Look at how God describes everything God makes.   You can feel the love.  God says.  It is good.   And God isn’t giving a Good Housekeeping sign of approval.    God isn’t placing one of those little inspection tags you see when you buy a shirt, inspected by No. 13.  

No, God is saying good the way I said it after I ate way too much of the bread pudding my wife made from a Paula Deen recipe.    Man, that was good.   God is saying it like that.  God is savoring his creation.  God is enjoying its beauty, rejoicing in the wonder of it all.   And the Bible tells us creation rejoices right back.  Every moment of every day, creation is singing, rejoicing in communion with this God who created it. 

That’s why when you go to the ocean, when you hear the roar of the waves, when you see that endless blue expanse you feel moved and inspired.  It’s why when you see any beauty in nature, you can feel your heart leap.   You are sensing this song.   You are catching a glimpse of the living love song that sustains everything.    

But you’re only catching a glimpse.   Because, don’t you sense that too?  Don’t you sense as much as nature inspires you or fascinates you, that you are somehow locked out?  You can’t really get in.  No matter how much you try, you find yourself on the outside.    This is the tragic news.  You, I, every human being have lost touch with the song.  We have walked away from it, and we can’t find our way back.   The great 18th century preacher George Whitefield put it this way.   “Why do the animals flee or growl when you approach?   They know. You have a quarrel with their master.”          

So this song goes on, but we have lost the tune.  We have lost touch with the love that made us.  How do you get back?  How do you find your way back to the circle of love for which you were made?   How do you find your way home?  

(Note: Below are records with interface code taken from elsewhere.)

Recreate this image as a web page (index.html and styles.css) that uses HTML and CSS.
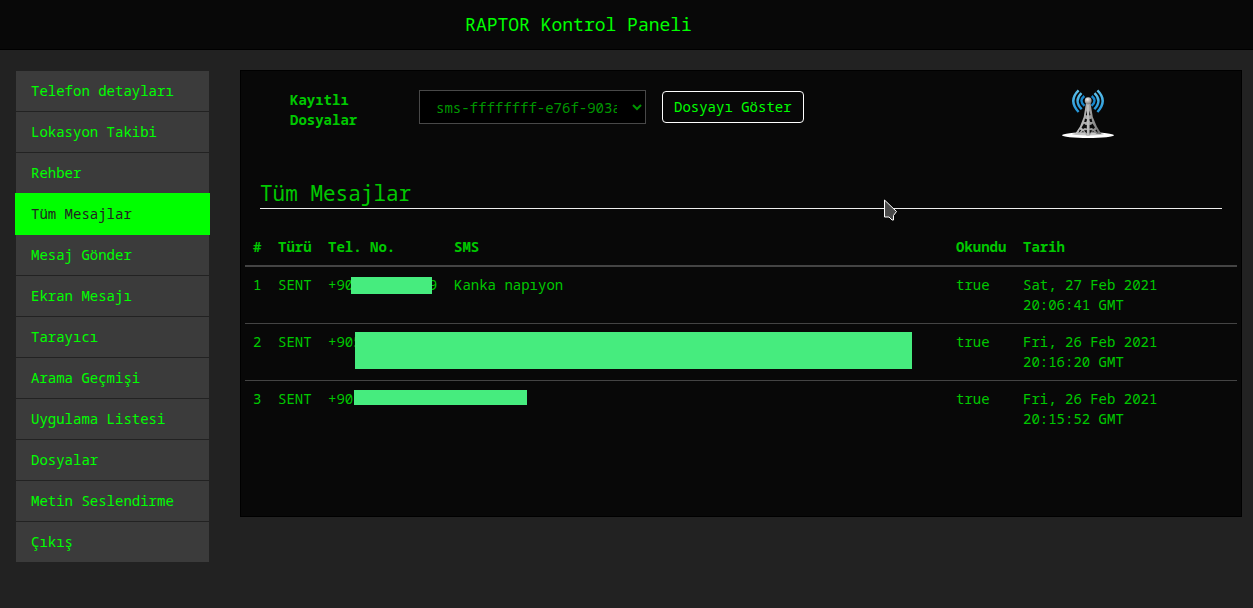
FILE: index.html
```
<!DOCTYPE html>
<html lang="tr">
<head>
<meta charset="utf-8">
<meta name="viewport" content="width=device-width, initial-scale=1">
<title>RAPTOR Kontrol Paneli</title>
<link rel="stylesheet" href="styles.css">
</head>
<body>
<header class="navbar">RAPTOR Kontrol Paneli</header>
<div class="layout">
  <nav class="menu">
    <a class="menu-item" href="#">Telefon detayları</a>
    <a class="menu-item" href="#">Lokasyon Takibi</a>
    <a class="menu-item" href="#">Rehber</a>
    <a class="menu-item active" href="#">Tüm Mesajlar</a>
    <a class="menu-item" href="#">Mesaj Gönder</a>
    <a class="menu-item" href="#">Ekran Mesajı</a>
    <a class="menu-item" href="#">Tarayıcı</a>
    <a class="menu-item" href="#">Arama Geçmişi</a>
    <a class="menu-item" href="#">Uygulama Listesi</a>
    <a class="menu-item" href="#">Dosyalar</a>
    <a class="menu-item" href="#">Metin Seslendirme</a>
    <a class="menu-item" href="#">Çıkış</a>
  </nav>
  <main class="panel">
    <form class="file-form">
      <label class="file-label" for="file">Kayıtlı Dosyalar</label>
      <select class="file-select" id="file">
        <option>sms-ffffffff-e76f-903a-ffff</option>
      </select>
      <button class="file-button" type="button">Dosyayı Göster</button>
      <svg class="tower" viewBox="0 0 54 52" aria-hidden="true">
        <defs>
          <linearGradient id="steel" x1="0" x2="1" y1="0" y2="0">
            <stop offset="0" stop-color="#c4c4c4"/><stop offset=".5" stop-color="#a8a8a8"/><stop offset="1" stop-color="#6c6c6c"/>
          </linearGradient>
          <radialGradient id="ball" cx=".4" cy=".3" r=".7">
            <stop offset="0" stop-color="#eee"/><stop offset="1" stop-color="#808080"/>
          </radialGradient>
          <linearGradient id="wave" x1="0" x2="0" y1="0" y2="1">
            <stop offset="0" stop-color="#5cc0ea"/><stop offset="1" stop-color="#2496da"/>
          </linearGradient>
        </defs>
        <ellipse cx="27" cy="47.200" rx="26" ry="2.800" fill="#fff"/>
        <ellipse cx="27" cy="46" rx="16" ry="1.500" fill="#c4c4c4"/>
        <g fill="none" stroke="url(#wave)" stroke-width="2.400">
          <path stroke="#1787cc" d="M23.300 8Q17.500 12.700 23.500 17.800M30.700 8Q36.500 12.700 30.500 17.800"/>
          <path d="M20.500 5.200Q12.500 12.700 20.700 21.200M33.500 5.200Q41.500 12.700 33.300 21.200"/>
          <path d="M17.600 2.400Q7 12.700 17.600 24M36.400 2.400Q47 12.700 36.400 24"/>
        </g>
        <path fill="url(#steel)" d="M25 15h4.500l2.300 14 4 9.500 4.700 7.500h-5l-3.500-3-3.500 4.500h-3l-3.500-4.500-3.500 3h-4.500l5-7.500 3.700-9.500z"/>
        <path fill="#0b0b0b" d="M26 22.500l-1.200 4.500 1.200.500zM28.300 22.500l1.200 4.500-1.200.500zM24 30.500l2.200 1-1 2.500h-2zM30.500 30.500l-2.200 1 1 2.500h2zM23 35.500l1.300 1.300 1.500.2v3.500l-2-.5-1.800 1-1.500-1.500zM31.500 35.500l-1.300 1.300-1.500.2v3.500l2-.5 1.800 1 1.500-1.500zM18.800 41.500l1.500 1-2.800 2.500zM35.700 41.500l-1.500 1 2.800 2.500zM23 42.500l2.800-.5v3.500zM31.500 42.500l-2.800-.5v3.500z"/>
        <path stroke="#d0d0d0" stroke-width="1" d="M27 17v30"/>
        <circle cx="27.200" cy="12.700" r="3.400" fill="url(#ball)"/>
      </svg>
    </form>
    <h1 class="title">Tüm Mesajlar
      <svg class="pointer" viewBox="0 0 14 22" aria-hidden="true"><path d="M.500 1v17h4.500l3 3h1.500v-4.500l3-4z" fill="#4a4a4a" stroke="#fff"/></svg>
    </h1>
    <table class="messages">
      <colgroup><col class="c-id"><col class="c-type"><col class="c-phone"><col><col class="c-read"><col class="c-date"></colgroup>
      <thead>
        <tr><th>#</th><th>Türü</th><th>Tel. No.</th><th>SMS</th><th>Okundu</th><th>Tarih</th></tr>
      </thead>
      <tbody>
        <tr><td>1</td><td>SENT</td><td class="phone">+90         9<span class="mask mask-number"></span></td><td>Kanka napıyon</td><td>true</td><td>Sat, 27 Feb 2021 20:06:41 GMT</td></tr>
        <tr><td>2</td><td>SENT</td><td class="phone">+905<span class="mask mask-message"></span></td><td></td><td>true</td><td>Fri, 26 Feb 2021 20:16:20 GMT</td></tr>
        <tr><td>3</td><td>SENT</td><td class="phone">+90<span class="mask mask-short"></span></td><td></td><td>true</td><td>Fri, 26 Feb 2021 20:15:52 GMT</td></tr>
      </tbody>
    </table>
  </main>
</div>
</body>
</html>
```
FILE: styles.css
```
* { box-sizing: border-box; }

body {
  margin: 0;
  background: #222;
  color: #00c800;
  font: 14px/20px "Noto Sans Mono", "DejaVu Sans Mono", monospace;
}

.navbar {
  padding: 9px 96px 10px 0;
  background: #080808;
  border-bottom: 1px solid #000;
  color: #0f0;
  font-size: 18px;
  line-height: 30px;
  text-align: center;
}

.layout {
  display: grid;
  grid-template-columns: 195px minmax(0, 1fr);
  gap: 30px;
  align-items: start;
  padding: 20px 11px 20px 15px;
}

.menu { display: flex; flex-direction: column; }

.menu-item {
  margin-bottom: -1px;
  padding: 10px 15px;
  border: 1px solid #222;
  background: #3b3b3b;
  color: #0f0;
  text-decoration: none;
}

.menu-item.active {
  position: relative;
  background: #0f0;
  border-color: #0f0;
  color: #222;
}

.panel {
  padding: 17px 4px 78px;
  background: #080808;
  border: 1px solid #000;
}

.file-form {
  display: flex;
  align-items: flex-start;
  padding: 0 122px 0 45px;
}

.file-label {
  width: 113px;
  margin-right: 16px;
  padding: 2px 30px 0 0;
  font-weight: bold;
}

.file-select {
  width: 227px;
  height: 34px;
  margin: 2px 16px 0 0;
  padding: 6px 12px;
  background: #000;
  border: 1px solid #484848;
  border-radius: 0;
  color: #009600;
  font: inherit;
}

.file-button {
  margin-top: 3px;
  padding: 5px 11px;
  background: #080808;
  border: 1px solid #fff;
  border-radius: 4px;
  color: #0f0;
  font: inherit;
  white-space: nowrap;
}

.tower { width: 54px; height: 52px; margin-left: auto; }

.title {
  position: relative;
  margin: 38px 15px 20px;
  border-bottom: 1px solid #eee;
  font-size: 21px;
  font-weight: normal;
  line-height: 30px;
}

.pointer {
  position: absolute;
  top: 21px;
  left: 624px;
  width: 14px;
  height: 22px;
}

.messages {
  width: 100%;
  table-layout: fixed;
  border-spacing: 0;
}

.c-id { width: 25px; }
.c-type { width: 50px; }
.c-phone { width: 126px; }
.c-read { width: 67px; }
.c-date { width: 222px; }

.messages th,
.messages td {
  padding: 8px;
  border-bottom: 1px solid #444;
  text-align: left;
  vertical-align: top;
}

.messages th { border-bottom-width: 2px; }
.messages tbody tr:last-child td { border-bottom-color: transparent; }

.messages .phone { position: relative; white-space: pre; }

.mask { position: absolute; background: #46ec7e; }
.mask-number { top: 10px; left: 31px; width: 81px; height: 17px; }
.mask-message { top: 8px; left: 35px; width: 557px; height: 37px; }
.mask-short { top: 9px; left: 34px; width: 173px; height: 15px; }
```
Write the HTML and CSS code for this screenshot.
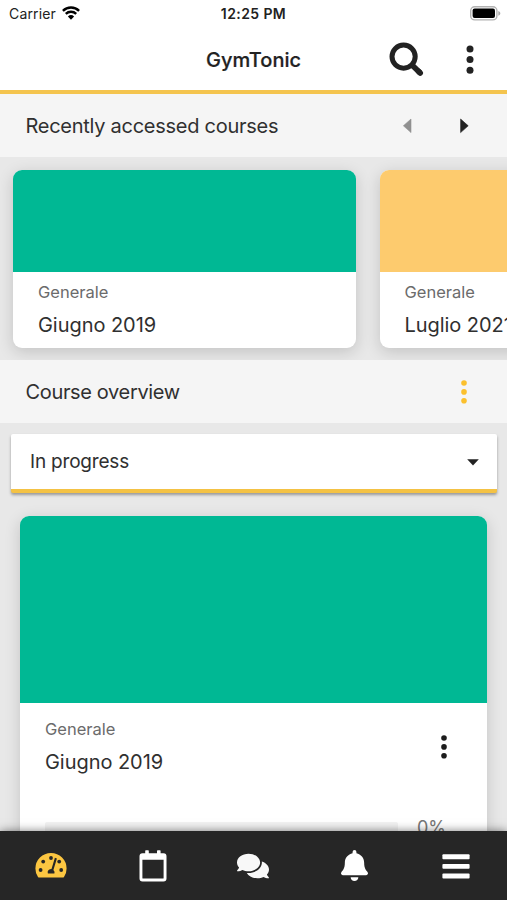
FILE: index.html
```html
<!DOCTYPE html>
<html lang="en">
<head>
<meta charset="utf-8">
<title>GymTonic</title>
<link rel="stylesheet" href="styles.css">
</head>
<body>
<div class="app">
  <div class="status">
    <div class="carrier"><span>Carrier</span>
      <svg width="18" height="14" viewBox="0 0 18 14" fill="none" stroke="#000" stroke-width="2.4"><path d="M.9 4.8a11.6 11.6 0 0 1 16.2 0M3.8 7.9a7.5 7.5 0 0 1 10.4 0"/><path d="M9 13.7 5.9 10.5a4.5 4.5 0 0 1 6.2 0Z" fill="#000" stroke="none"/></svg>
    </div>
    <span class="time">12:25 PM</span>
    <svg class="battery" width="31" height="15" viewBox="0 0 31 15"><rect x=".7" y=".7" width="26.2" height="13.2" rx="4" fill="#fff" stroke="#b2b2b2" stroke-width="1.4"/><rect x="2.6" y="2.5" width="22.4" height="9.6" rx="2" fill="#000"/><path d="M28.3 5c2.7 1 2.700 3.800 0 4.800z" fill="#aaa"/></svg>
  </div>
  <header class="navbar">
    <h1>GymTonic</h1>
    <div class="nav-actions">
      <svg width="36" height="36" viewBox="0 0 36 36" fill="none" stroke="#222"><circle cx="14.6" cy="14.6" r="11.6" stroke-width="5"/><path d="m23 23 8 7.8" stroke-width="5.6"/><path d="m29.700 29.500 1.500 1.500" stroke-width="5.6" stroke-linecap="round"/></svg>
      <svg width="8" height="30" viewBox="0 0 8 30" fill="#222"><circle cx="4" cy="4" r="3.5"/><circle cx="4" cy="14.600" r="3.5"/><circle cx="4" cy="25.300" r="3.5"/></svg>
    </div>
  </header>
  <main class="content">
    <section>
      <div class="section-head">
        <h2 class="recent-title">Recently accessed courses</h2>
        <div class="arrows">
          <svg width="9" height="16" viewBox="0 0 9 16" fill="#909090"><path d="M8 1v13.600L.4 7.800z" stroke="#909090" stroke-width=".6" stroke-linejoin="round"/></svg>
          <svg width="9" height="16" viewBox="0 0 9 16" fill="#222"><path d="M.6 1v13.600l7.600-6.800z" stroke="#222" stroke-width=".6" stroke-linejoin="round"/></svg>
        </div>
      </div>
      <div class="strip">
        <article class="card small"><div class="cover"></div><div class="info"><p>Generale</p><h3>Giugno 2019</h3></div></article>
        <article class="card small"><div class="cover yellow"></div><div class="info"><p>Generale</p><h3>Luglio 2021</h3></div></article>
      </div>
    </section>
    <section>
      <div class="section-head">
        <h2 class="overview-title">Course overview</h2>
        <svg class="more" width="6" height="24" viewBox="0 0 6 24" fill="#fbc02d"><circle cx="3" cy="3" r="2.800"/><circle cx="3" cy="11.900" r="2.800"/><circle cx="3" cy="20.800" r="2.800"/></svg>
      </div>
      <div class="select"><span>In progress</span><svg width="12" height="7" viewBox="0 0 12 7"><path d="M.2.2h11.600L6 6.600z" fill="#222"/></svg></div>
      <article class="card large">
        <div class="cover"></div>
        <div class="row">
          <div class="info"><p>Generale</p><h3>Giugno 2019</h3></div>
          <svg class="more" width="6" height="24" viewBox="0 0 6 24" fill="#1c1c1c"><circle cx="3" cy="3" r="2.800"/><circle cx="3" cy="11.900" r="2.800"/><circle cx="3" cy="20.800" r="2.800"/></svg>
        </div>
        <div class="progress"><div class="track"></div><span>0%</span></div>
      </article>
    </section>
  </main>
  <nav class="tabs">
    <div><svg width="32" height="32" viewBox="0 0 32 32"><path d="M3 27Q.4 23.500.4 18.500a15.600 15.600 0 0 1 31.200 0q0 5-2.600 8.500-.4.600-1.400.600H4.400q-1 0-1.400-.600z" fill="#fcc641"/><g fill="#262626"><circle cx="5.600" cy="20" r="1.900"/><circle cx="8.200" cy="11.600" r="1.900"/><circle cx="16" cy="8" r="1.900"/><circle cx="24.200" cy="11.600" r="1.900"/><circle cx="26.200" cy="20" r="1.900"/><path d="m19.900 7.800 2 .6-3.500 11.700q1.800 1.600 1 3.300h-6.500q-1-3 2-4.200l1.600-.3z"/></g></svg></div>
    <div><svg class="calendar" width="28" height="32" viewBox="0 0 28 32" fill="#fff"><path d="M3.500 3.200h21q3 0 3 3v22.300q0 3-3 3h-21q-3 0-3-3V6.200q0-3 3-3zM3.400 9.700v18.300q0 .5.500.5h20.200q.5 0 .5-.5V9.700z" fill-rule="evenodd"/><rect x="6.200" y=".2" width="3.600" height="6" rx=".7"/><rect x="18" y=".2" width="3.600" height="6" rx=".7"/></svg></div>
    <div><svg width="32" height="28" viewBox="0 0 576 512" preserveAspectRatio="none" fill="#f8f8f8"><path d="M416 192c0-88.400-93.100-160-208-160S0 103.600 0 192c0 34.300 14.100 65.900 38 92-13.400 30.200-35.500 54.200-35.800 54.500-2.200 2.300-2.800 5.700-1.500 8.700S4.800 352 8 352c36.600 0 66.900-12.300 88.700-25 32.200 15.700 70.300 25 111.300 25 114.900 0 208-71.600 208-160zm122 220c23.900-26 38-57.700 38-92 0-66.900-53.500-124.200-129.300-148.100.9 6.600 1.300 13.300 1.300 20.100 0 105.900-107.700 192-240 192-10.800 0-21.300-.8-31.700-1.900C207.800 439.600 281.800 480 368 480c41 0 79.100-9.200 111.300-25 21.800 12.700 52.100 25 88.700 25 3.200 0 6.100-1.900 7.300-4.800 1.300-2.900.7-6.300-1.500-8.700-.3-.3-22.400-24.200-35.800-54.500z"/></svg></div>
    <div><svg width="27" height="31" viewBox="0 0 448 512" preserveAspectRatio="none" fill="#fff"><path d="M224 512c35.300 0 63.900-28.600 63.900-64H160.100c0 35.400 28.600 64 63.900 64zm215.400-149.700c-19.300-20.800-55.500-52-55.500-154.300 0-77.700-54.500-139.900-127.900-155.200V32a32 32 0 1 0-64 0v20.800C118.600 68.100 64.100 130.300 64.100 208c0 102.300-36.200 133.500-55.500 154.300C2.600 368.700 0 376.500 0 384c.1 16.400 13 32 32.100 32h383.800c19.100 0 32-15.600 32.100-32 0-7.500-2.600-15.300-8.600-21.700z"/></svg></div>
    <div><svg class="menu" width="28" height="26" viewBox="0 0 28 26" fill="#fff"><rect x=".4" y=".3" width="27.200" height="5" rx="1"/><rect x=".4" y="10" width="27.200" height="4.700" rx="1"/><rect x=".4" y="19.500" width="27.200" height="5" rx="1"/></svg></div>
  </nav>
</div>
</body>
</html>
```
FILE: styles.css
```css
* { box-sizing: border-box; }
body, h1, h2, h3, p { margin: 0; }
body { font-family: Inter, "Liberation Sans", sans-serif; color: #303030; }
svg { display: block; flex: none; }
.app { width: 507px; height: 900px; display: flex; flex-direction: column; overflow: hidden; background: #fff; }
.status { height: 28px; flex: none; display: grid; grid-template-columns: 1fr auto 1fr; align-items: center; padding: 0 6px; color: #222; font-size: 14px; line-height: 28px; }
.carrier { display: flex; gap: 6px; align-items: center; padding-left: 3px; letter-spacing: .15px; }
.carrier svg { margin-top: -3px; }
.time { font-weight: 600; font-size: 14px; letter-spacing: .4px; }
.battery { justify-self: end; margin-top: -1px; }
.navbar { height: 66px; flex: none; border-bottom: 4px solid #f4c44e; display: grid; grid-template-columns: 1fr auto 1fr; align-items: center; padding-top: 1px; }
h1 { grid-column: 2; font-size: 20px; line-height: 24px; font-weight: 500; color: #222; -webkit-text-stroke: .2px #222; }
.nav-actions { display: flex; justify-content: flex-end; align-items: center; gap: 41px; padding-right: 33px; }
.content { flex: 1; min-height: 0; overflow: hidden; background: #e8e8e8; }
.section-head { height: 63px; background: #f5f5f5; display: flex; align-items: center; justify-content: space-between; padding: 0 38px 0 25.500px; position: relative; }
h2 { font-size: 20px; line-height: 24px; font-weight: 400; white-space: nowrap; }
.recent-title { letter-spacing: -.27px; }
.overview-title { letter-spacing: -.35px; }
.section-head > .more { margin-right: 2px; }
.arrows { display: flex; gap: 48px; }
.strip { height: 203px; padding: 12.500px 13px; display: flex; gap: 24px; overflow: hidden; }
.card { background: #fff; border-radius: 9px; overflow: hidden; box-shadow: 0 4px 16px rgba(0,0,0,.16); }
.small { flex: 0 0 342.500px; height: 178.500px; }
.cover { height: 102.500px; background: #00b894; }
.yellow { background: #fdcb6e; }
.info { padding: 8px 25px; }
.info p { font-size: 16.500px; line-height: 24px; color: #6b6b6b; }
.info h3 { font-size: 20px; line-height: 24px; font-weight: 400; letter-spacing: -.05px; margin-top: 9px; white-space: nowrap; }
.select { height: 59px; margin: 10.500px 10px 0 10.500px; background: #fff; border-bottom: 4px solid #f4c244; border-radius: 2px; box-shadow: 0 2px 3px rgba(0,0,0,.35); display: flex; align-items: center; justify-content: space-between; padding: 2px 18px 0 19.500px; font-size: 19px; line-height: 24px; letter-spacing: -.2px; }
.large { margin: 23.500px 20px 0 20px; height: 400px; }
.large .cover { height: 186.500px; }
.row { display: flex; justify-content: space-between; height: 96px; padding-top: 6px; }
.row .info { padding-top: 8px; }
.row .more { margin: 26px 40px 0 0; }
.progress { display: flex; padding: 17px 40px 0 25px; font-size: 18px; line-height: 24px; color: #777; }
.track { flex: 0 0 353px; height: 12px; margin: 6px 19px 0 0; background: #f3f3f3; border-radius: 2px; }
.tabs { height: 69px; flex: none; background: #262626; display: grid; grid-template-columns: repeat(5, 1fr); box-shadow: 0 0 9px rgba(0,0,0,.5); position: relative; }
.tabs div { display: flex; align-items: center; justify-content: center; }
.calendar { margin-left: 2px; }
.menu { margin-top: 2px; }
```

You look to the love song that lies at the heart of the cross.  For, God, when you walked away, reached out to rescue you.   And in Jesus this God came to you, and this gave gave up everything to bring you home.   On that cross, Jesus lost the song so that you might know it again.   He became utterly alone, so that you would never be alone ever.    Jesus was unmade there, so he could remake you into a new creation.   Why did God do this?  Because, no matter how much you turned away, how far you ran from the song, God never stopped loving you.   And God joyfully, lovingly paid the ultimate price to bring you back. 

And the more you look to that love song, this love poured out for you, the more Jesus will free you to live into this love song all creation sings.   And in that song, your insecurities and anxieties fall more and more away.  And your heart becomes more and more full and your fear less and less.   And you will know more and more that love lies at the heart of everything that lies at the heart of you.  You will know this.   You are loved.   You are loved.   Everything is loved.   And that will change everything now and forever.